Work instructions: Go through the records line by line and work out how many lines hold the word "this". Answer with the number only.

Excerpted data:

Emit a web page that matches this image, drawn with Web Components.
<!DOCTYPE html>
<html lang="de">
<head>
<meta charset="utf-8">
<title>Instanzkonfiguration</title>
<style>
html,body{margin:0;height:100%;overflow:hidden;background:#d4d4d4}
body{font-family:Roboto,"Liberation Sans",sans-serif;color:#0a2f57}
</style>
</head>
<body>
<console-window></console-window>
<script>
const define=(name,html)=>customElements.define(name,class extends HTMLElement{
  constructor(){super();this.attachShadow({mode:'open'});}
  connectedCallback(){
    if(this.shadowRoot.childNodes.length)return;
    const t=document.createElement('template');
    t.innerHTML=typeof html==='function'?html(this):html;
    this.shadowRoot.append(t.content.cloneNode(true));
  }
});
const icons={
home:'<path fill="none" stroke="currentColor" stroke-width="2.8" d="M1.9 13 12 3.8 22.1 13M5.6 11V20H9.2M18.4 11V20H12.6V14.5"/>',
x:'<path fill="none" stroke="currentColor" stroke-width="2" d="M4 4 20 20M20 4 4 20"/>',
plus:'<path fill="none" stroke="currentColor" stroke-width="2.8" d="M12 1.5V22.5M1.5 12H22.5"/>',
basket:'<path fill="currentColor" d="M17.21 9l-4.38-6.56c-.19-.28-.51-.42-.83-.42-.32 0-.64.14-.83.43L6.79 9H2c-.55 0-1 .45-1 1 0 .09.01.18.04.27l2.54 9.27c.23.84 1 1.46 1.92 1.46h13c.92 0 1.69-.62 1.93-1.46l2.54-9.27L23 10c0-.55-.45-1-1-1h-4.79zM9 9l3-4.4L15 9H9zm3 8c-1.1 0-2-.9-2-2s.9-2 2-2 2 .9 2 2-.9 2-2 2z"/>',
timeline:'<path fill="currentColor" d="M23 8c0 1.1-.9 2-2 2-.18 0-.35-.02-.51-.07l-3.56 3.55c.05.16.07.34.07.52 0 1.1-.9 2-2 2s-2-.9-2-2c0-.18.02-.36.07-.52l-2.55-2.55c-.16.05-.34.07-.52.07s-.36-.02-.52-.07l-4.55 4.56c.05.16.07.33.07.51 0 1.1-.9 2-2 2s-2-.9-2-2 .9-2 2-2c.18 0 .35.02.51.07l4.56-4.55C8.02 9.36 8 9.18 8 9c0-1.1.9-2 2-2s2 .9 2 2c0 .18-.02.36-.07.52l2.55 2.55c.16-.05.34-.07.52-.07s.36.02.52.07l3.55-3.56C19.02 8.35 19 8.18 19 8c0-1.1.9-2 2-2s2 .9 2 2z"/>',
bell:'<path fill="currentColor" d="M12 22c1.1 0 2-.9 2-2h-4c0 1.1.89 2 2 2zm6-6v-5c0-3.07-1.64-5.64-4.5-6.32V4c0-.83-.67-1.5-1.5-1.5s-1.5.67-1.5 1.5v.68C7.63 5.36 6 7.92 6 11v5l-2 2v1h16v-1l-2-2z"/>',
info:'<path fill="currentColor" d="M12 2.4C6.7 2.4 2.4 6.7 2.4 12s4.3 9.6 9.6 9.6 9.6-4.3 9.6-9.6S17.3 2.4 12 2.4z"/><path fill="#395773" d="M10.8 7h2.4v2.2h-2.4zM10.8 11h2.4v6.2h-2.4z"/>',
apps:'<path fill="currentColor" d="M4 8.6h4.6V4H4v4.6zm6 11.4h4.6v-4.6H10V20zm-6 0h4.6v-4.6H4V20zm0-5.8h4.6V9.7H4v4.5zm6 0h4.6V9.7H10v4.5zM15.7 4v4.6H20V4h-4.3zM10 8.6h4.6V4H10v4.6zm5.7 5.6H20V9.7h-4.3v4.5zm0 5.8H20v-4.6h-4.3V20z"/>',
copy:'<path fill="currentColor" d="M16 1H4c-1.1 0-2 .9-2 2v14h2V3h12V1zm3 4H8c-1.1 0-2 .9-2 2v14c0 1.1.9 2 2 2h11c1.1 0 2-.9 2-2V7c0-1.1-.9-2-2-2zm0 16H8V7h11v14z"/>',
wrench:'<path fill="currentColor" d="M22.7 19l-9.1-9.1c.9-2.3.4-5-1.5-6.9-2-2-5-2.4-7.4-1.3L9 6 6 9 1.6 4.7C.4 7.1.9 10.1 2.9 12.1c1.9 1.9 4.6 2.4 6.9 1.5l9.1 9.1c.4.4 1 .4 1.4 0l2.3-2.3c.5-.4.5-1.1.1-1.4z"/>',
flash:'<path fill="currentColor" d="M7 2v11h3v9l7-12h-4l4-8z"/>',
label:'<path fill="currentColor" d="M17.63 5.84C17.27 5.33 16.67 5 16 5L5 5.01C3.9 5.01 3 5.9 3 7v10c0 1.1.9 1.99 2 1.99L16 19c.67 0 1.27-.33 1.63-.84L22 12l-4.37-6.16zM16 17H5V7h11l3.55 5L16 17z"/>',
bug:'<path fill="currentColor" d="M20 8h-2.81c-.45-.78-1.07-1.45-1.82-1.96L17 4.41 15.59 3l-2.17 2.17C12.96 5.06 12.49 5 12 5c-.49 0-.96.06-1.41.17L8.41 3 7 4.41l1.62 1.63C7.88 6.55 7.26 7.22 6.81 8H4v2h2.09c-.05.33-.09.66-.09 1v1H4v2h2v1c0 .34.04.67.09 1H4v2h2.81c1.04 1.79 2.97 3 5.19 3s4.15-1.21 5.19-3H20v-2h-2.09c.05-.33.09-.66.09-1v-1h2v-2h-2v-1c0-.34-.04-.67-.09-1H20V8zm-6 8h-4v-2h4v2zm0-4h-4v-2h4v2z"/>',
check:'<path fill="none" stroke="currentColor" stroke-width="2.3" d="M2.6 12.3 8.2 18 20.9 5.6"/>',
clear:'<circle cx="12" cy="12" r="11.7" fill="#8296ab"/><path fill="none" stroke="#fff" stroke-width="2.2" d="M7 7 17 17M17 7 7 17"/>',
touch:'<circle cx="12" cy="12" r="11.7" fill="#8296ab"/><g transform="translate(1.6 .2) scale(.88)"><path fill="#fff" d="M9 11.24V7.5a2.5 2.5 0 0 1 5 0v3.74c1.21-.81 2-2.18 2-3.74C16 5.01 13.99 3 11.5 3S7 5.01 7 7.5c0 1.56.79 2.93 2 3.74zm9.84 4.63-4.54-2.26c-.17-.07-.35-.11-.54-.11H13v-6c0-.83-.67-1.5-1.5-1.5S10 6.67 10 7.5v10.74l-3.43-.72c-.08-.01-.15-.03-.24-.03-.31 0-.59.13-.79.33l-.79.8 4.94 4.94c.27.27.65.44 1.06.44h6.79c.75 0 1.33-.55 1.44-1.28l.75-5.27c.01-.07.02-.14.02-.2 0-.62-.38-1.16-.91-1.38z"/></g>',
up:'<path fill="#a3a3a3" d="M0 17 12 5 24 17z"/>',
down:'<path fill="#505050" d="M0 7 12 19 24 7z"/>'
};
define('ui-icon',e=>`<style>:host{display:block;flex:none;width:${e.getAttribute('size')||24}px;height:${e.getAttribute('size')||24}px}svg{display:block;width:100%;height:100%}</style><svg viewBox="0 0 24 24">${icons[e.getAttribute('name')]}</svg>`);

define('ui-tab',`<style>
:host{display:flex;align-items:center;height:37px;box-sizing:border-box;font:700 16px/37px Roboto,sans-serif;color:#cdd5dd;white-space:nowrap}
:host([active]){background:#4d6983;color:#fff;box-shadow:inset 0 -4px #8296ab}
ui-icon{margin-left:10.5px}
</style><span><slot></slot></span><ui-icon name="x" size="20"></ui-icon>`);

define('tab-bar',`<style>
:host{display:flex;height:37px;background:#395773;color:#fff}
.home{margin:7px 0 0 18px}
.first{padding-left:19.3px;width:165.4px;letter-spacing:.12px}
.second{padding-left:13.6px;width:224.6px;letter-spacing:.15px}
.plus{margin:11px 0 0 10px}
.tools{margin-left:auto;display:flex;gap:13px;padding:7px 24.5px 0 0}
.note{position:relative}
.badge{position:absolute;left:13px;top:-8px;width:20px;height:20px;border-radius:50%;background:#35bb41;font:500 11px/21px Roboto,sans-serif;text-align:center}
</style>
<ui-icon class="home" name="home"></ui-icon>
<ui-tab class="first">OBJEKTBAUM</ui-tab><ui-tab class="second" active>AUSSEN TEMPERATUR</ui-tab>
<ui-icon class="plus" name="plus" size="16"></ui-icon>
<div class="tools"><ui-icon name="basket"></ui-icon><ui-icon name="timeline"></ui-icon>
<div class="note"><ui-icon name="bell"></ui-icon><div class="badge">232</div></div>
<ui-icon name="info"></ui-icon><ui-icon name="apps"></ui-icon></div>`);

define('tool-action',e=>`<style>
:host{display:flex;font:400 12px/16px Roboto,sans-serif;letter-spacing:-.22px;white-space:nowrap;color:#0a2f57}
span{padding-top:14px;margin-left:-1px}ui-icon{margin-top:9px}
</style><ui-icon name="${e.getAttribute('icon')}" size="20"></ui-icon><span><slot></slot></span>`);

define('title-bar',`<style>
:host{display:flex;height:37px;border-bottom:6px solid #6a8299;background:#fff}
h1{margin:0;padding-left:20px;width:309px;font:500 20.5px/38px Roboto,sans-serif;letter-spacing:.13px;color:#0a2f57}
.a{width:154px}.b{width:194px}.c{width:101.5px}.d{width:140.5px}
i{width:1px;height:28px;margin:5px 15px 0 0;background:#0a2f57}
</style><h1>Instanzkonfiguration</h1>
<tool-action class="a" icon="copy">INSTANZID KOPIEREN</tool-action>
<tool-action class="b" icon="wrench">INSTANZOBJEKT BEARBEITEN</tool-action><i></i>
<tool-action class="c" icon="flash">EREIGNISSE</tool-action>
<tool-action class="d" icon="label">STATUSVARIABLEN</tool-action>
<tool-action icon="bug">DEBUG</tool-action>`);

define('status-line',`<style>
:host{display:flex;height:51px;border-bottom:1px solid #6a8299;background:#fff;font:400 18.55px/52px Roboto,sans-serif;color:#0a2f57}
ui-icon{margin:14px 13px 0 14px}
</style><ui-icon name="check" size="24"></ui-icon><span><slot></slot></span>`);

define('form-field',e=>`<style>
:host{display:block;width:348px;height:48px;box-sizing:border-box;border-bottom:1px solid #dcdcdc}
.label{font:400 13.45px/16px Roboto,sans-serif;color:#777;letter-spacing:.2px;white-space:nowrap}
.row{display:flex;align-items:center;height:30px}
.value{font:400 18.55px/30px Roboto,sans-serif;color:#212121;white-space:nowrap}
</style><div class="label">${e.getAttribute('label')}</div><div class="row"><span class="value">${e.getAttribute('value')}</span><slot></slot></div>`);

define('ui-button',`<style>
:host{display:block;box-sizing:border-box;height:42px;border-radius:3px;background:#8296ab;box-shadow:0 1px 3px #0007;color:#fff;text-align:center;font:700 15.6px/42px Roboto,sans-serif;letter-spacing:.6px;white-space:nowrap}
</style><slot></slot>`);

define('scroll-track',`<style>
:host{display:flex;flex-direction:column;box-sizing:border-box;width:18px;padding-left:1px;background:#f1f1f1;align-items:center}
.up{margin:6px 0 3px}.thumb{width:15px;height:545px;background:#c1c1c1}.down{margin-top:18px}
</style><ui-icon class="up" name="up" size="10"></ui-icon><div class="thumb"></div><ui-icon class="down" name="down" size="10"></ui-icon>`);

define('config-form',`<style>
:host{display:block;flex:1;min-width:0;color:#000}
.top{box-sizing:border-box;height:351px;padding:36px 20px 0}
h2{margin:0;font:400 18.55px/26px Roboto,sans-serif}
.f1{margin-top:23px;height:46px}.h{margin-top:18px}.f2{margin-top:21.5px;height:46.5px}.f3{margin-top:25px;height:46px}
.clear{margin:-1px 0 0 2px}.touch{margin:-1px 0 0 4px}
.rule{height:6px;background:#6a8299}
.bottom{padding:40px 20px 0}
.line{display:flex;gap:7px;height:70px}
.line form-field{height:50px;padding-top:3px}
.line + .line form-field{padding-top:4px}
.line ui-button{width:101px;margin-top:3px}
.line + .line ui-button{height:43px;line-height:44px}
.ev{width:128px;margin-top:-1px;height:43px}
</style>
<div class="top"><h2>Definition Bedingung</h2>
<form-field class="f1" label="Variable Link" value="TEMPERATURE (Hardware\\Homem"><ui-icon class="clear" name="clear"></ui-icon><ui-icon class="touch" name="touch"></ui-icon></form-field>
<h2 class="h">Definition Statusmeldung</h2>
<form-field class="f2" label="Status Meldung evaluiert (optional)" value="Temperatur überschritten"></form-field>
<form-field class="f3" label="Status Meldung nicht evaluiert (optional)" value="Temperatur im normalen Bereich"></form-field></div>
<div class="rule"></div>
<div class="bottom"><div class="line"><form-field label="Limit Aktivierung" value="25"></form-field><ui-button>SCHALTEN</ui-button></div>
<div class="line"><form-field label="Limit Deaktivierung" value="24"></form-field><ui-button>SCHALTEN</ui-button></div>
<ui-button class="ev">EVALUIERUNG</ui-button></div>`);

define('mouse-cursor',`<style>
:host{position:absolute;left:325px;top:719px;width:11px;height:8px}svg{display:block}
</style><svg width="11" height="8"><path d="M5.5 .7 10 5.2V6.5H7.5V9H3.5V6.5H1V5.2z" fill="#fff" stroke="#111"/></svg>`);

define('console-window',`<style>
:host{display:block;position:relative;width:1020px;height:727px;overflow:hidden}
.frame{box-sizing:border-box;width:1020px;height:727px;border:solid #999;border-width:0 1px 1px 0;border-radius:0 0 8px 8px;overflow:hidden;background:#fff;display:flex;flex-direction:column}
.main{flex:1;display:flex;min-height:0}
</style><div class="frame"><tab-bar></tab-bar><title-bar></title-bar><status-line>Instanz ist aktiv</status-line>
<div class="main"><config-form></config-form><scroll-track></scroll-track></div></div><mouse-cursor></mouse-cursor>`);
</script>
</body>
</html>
==
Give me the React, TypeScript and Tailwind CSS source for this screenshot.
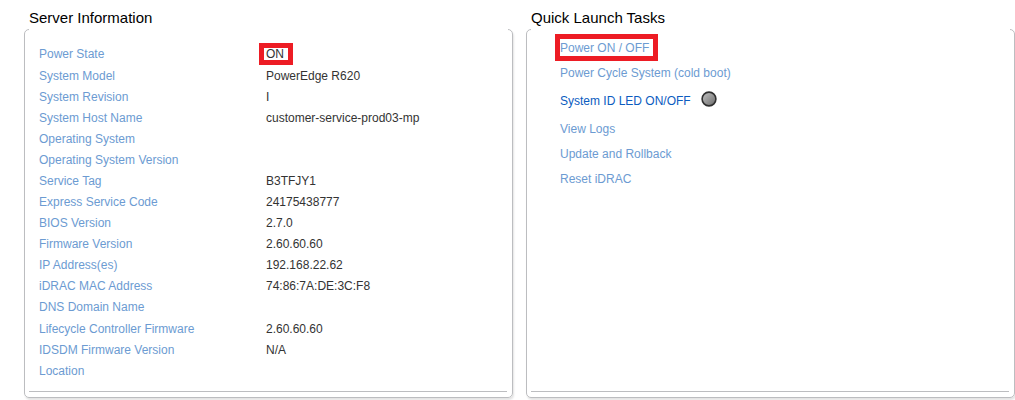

Final result: 6